What I Can Say to be True

I have always been a writer, a storyteller. Ever since I can remember I was copying the ways of my mother by writing my being on to pieces of paper. The only thing that has changed with the years is now I type, although I still handwrite things when I can or notes to people because I believe in preserving such a beautiful art.

So writing to me has always given me a voice. When I was younger there were times that voice was threatened by the very systems that are supposed to be in place to help us, and so I created worlds where a girl like me could exist and share her mind. At first it was mainly fiction I wrote as my imagination had extraordinary wings to it. But then I started keeping a journal and the depth of my own feelings and thoughts shook me in the most positive ways.

I am not a passive actor of this world, this life. What goes on is an integral part of me and I react because it is in this way that I best express my humanity. And my ties to the rest of humanity. I am convinced that there are few things as powerful as storytelling and especially the power to tell one’s own story.

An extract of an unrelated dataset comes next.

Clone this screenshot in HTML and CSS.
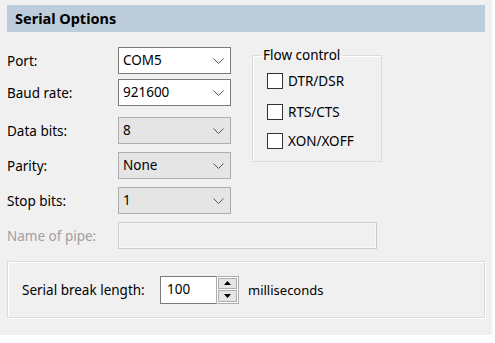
FILE: index.html
```html
<!DOCTYPE html>
<html lang="en">
<head>
    <meta charset="UTF-8">
    <meta name="viewport" content="width=device-width, initial-scale=1.0">
    <title>Serial Options</title>
    <link rel="stylesheet" href="styles.css">
</head>
<body>
    <div class="panel">
        <div class="header">Serial Options</div>

        <div class="top">
            <div class="fields">
                <div class="row row-port">
                    <label>Port:</label>
                    <div class="combo editable"><span>COM5</span><svg class="chev" width="11" height="6" viewBox="0 0 11 6"><polyline points="0.5,0.5 5.5,5.5 10.5,0.5" fill="none" stroke="#555" stroke-width="1"/></svg></div>
                </div>
                <div class="row row-baud">
                    <label>Baud rate:</label>
                    <div class="combo editable"><span>921600</span><svg class="chev" width="11" height="6" viewBox="0 0 11 6"><polyline points="0.5,0.5 5.5,5.5 10.5,0.5" fill="none" stroke="#555" stroke-width="1"/></svg></div>
                </div>
                <div class="row row-data">
                    <label>Data bits:</label>
                    <div class="combo"><span>8</span><svg class="chev" width="11" height="6" viewBox="0 0 11 6"><polyline points="0.5,0.5 5.5,5.5 10.5,0.5" fill="none" stroke="#555" stroke-width="1"/></svg></div>
                </div>
                <div class="row row-next">
                    <label>Parity:</label>
                    <div class="combo"><span>None</span><svg class="chev" width="11" height="6" viewBox="0 0 11 6"><polyline points="0.5,0.5 5.5,5.5 10.5,0.5" fill="none" stroke="#555" stroke-width="1"/></svg></div>
                </div>
                <div class="row row-next">
                    <label>Stop bits:</label>
                    <div class="combo"><span>1</span><svg class="chev" width="11" height="6" viewBox="0 0 11 6"><polyline points="0.5,0.5 5.5,5.5 10.5,0.5" fill="none" stroke="#555" stroke-width="1"/></svg></div>
                </div>
            </div>

            <fieldset class="flow">
                <legend>Flow control</legend>
                <label class="check check-first"><input type="checkbox">DTR/DSR</label>
                <label class="check check-second"><input type="checkbox">RTS/CTS</label>
                <label class="check check-third"><input type="checkbox">XON/XOFF</label>
            </fieldset>
        </div>

        <div class="row row-next">
            <label class="disabled">Name of pipe:</label>
            <div class="pipe"></div>
        </div>

        <div class="group">
            <label>Serial break length:</label>
            <div class="spinner">
                <div class="spin-edit">100</div>
                <div class="spin-buttons">
                    <div class="spin-btn"><svg width="7" height="4" viewBox="0 0 7 4"><polygon points="3.5,0 7,4 0,4" fill="#000"/></svg></div>
                    <div class="spin-btn"><svg width="7" height="4" viewBox="0 0 7 4"><polygon points="0,0 7,0 3.5,4" fill="#000"/></svg></div>
                </div>
            </div>
            <span class="unit">milliseconds</span>
        </div>
    </div>
</body>
</html>
```

FILE: styles.css
```css
body {
    margin: 0;
    background-color: #ffffff;
    font-family: "Noto Sans", "Open Sans", sans-serif;
    font-size: 13.5px;
    color: #000;
}
.panel {
    width: 492px;
    height: 335px;
    background-color: #f0f0f0;
    padding: 5px 7px 0;
    box-sizing: border-box;
}
.header {
    height: 27px;
    line-height: 27px;
    background-color: #bdccda;
    padding-left: 8px;
    font-size: 14.5px;
    font-weight: bold;
}
.top {
    display: flex;
    margin-top: 15px;
}
.fields {
    width: 224px;
}
.row {
    display: flex;
    align-items: center;
    height: 27px;
}
.row label {
    width: 111px;
}
.row-baud {
    margin-top: 5px;
}
.row-data {
    margin-top: 11px;
}
.row-next {
    margin-top: 8px;
}
.combo {
    width: 113px;
    height: 27px;
    box-sizing: border-box;
    border: 1px solid #adadad;
    background-color: #e5e5e5;
    display: flex;
    align-items: center;
    justify-content: space-between;
    padding: 0 6px 0 4px;
}
.combo.editable {
    background-color: #fff;
    border-color: #7a7a7a;
}
.combo span {
    line-height: 25px;
}
.disabled {
    color: #a0a0a0;
}
.pipe {
    width: 259px;
    height: 27px;
    box-sizing: border-box;
    border: 1px solid #cccccc;
    background-color: #f0f0f0;
    box-shadow: inset 0 0 0 1px #f8f8f8;
}
.flow {
    margin: -1px 0 0 21px;
    padding: 8px 0 0 14px;
    width: 130px;
    height: 116px;
    box-sizing: border-box;
    border: 1px solid #dcdcdc;
    box-shadow: inset 1px 1px 0 #fff;
    min-width: 0;
}
.flow legend {
    padding: 0 2px;
    margin-left: -6px;
    line-height: 18px;
}
.check {
    display: flex;
    align-items: center;
    gap: 5px;
    height: 17px;
}
.check-second {
    margin-top: 14px;
}
.check-third {
    margin-top: 12px;
}
.check input {
    appearance: none;
    width: 16px;
    height: 16px;
    margin: 0;
    border: 1px solid #333;
    background-color: #fff;
}
.group {
    margin-top: 12px;
    height: 57px;
    box-sizing: border-box;
    border: 1px solid #dcdcdc;
    box-shadow: inset 1px 1px 0 #fff, 1px 1px 0 #fff;
    display: flex;
    align-items: center;
    padding: 0 0 0 14px;
}
.group label {
    width: 138px;
}
.spinner {
    display: flex;
    height: 28px;
}
.spin-edit {
    width: 56px;
    height: 28px;
    box-sizing: border-box;
    border: 1px solid #7a7a7a;
    border-right: none;
    background-color: #fff;
    padding-left: 6px;
    line-height: 25px;
}
.spin-buttons {
    width: 23px;
    display: flex;
    flex-direction: column;
    border: 1px solid #adadad;
    box-sizing: border-box;
    background-color: #fff;
    padding: 1px;
    gap: 1px;
}
.spin-btn {
    flex: 1;
    background-color: #e5e5e5;
    border: 1px solid #adadad;
    display: flex;
    align-items: center;
    justify-content: center;
}
.unit {
    margin-left: 9px;
    font-size: 13px;
}
```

I remember a moment at a conference to empower the youth and their parents in our communities in Miami. We were sharing stories of ourselves and our communities and one girl tearfully spoke of a friend of hers that had been shot and killed and how the school lacked any real reaction to it, and the newspapers held no glimpse of the heartbreaking story. She felt as though she and those around her were insignificant, that if they disappeared no one would know nor care. And I remember the facilitator with tears in her eyes as well telling her that those are the reasons we share our story. Because you never know where or how or why it will be the moment that sharing that story will make the difference. That’s what our oppressors fear. They fear our voice and our ability to continually imagine a better tomorrow. Because in silence, that is where they find their victory. In fear, that is where they find their joy. When there are more and more voices sharing similar stories louder and louder, there will come a tipping point. I get through life fiercely believing that.

So what have I learned in these three years since I started writing Footprints in the Air? What have I come to know to be true of journeys, love, and the durability of faith?

I have learned that the easiest part of a journey is loving the people and the spaces around you and the hardest part is take-off on a flight that carries you away. I have learned that the only way to find out the depths of my person and character is to continuously push my boundaries and to find the comforts in temporary discomforts. I know that even though I am constantly on the move, far away often from those I love and who truly love me, that the mutual love just grows in new ways–never disappearing or waning. I’ve danced smiling in rainstorms in red-dirt roads of developing worlds while learning new ways of living in this world. And I’ve sat holding the hands of others while crying over the pains that sweep across the world. I’ve learned that our understanding of love keeps growing and changing, and that who you love may too. I have learned to let go of people not meant for me and focus my strength on those who truly need me. I have learned that just sitting thoughtfully and silently in a moment is sometimes worth the same as a million phrases. And I know that I will never, ever stop being an eternal optimist, because hope is indeed the most beautiful feeling on this planet. I have a fount of hope and it will quench my thirst and remind me that faith is the most durable piece of hope that I carry on the days when I open up the news to see story after story of what happens when we create ‘others’ out of our brothers and sisters. These are a just a few of the things I have come to know to be true as I have traversed across the world, sharing in the stories of others. Knowing that one of my greatest powers is not just sharing in those stories, but retelling those stories so others may know.

I will continue to write. I will continue to share my thoughts on the things that make my heart beat and my thoughts race, and I will share them even when those around me may push back in disagreement. Dialogue is the only way to peace. And most of all, I will keep writing for those who have ever felt even thee slightest bit the same ways that I have felt.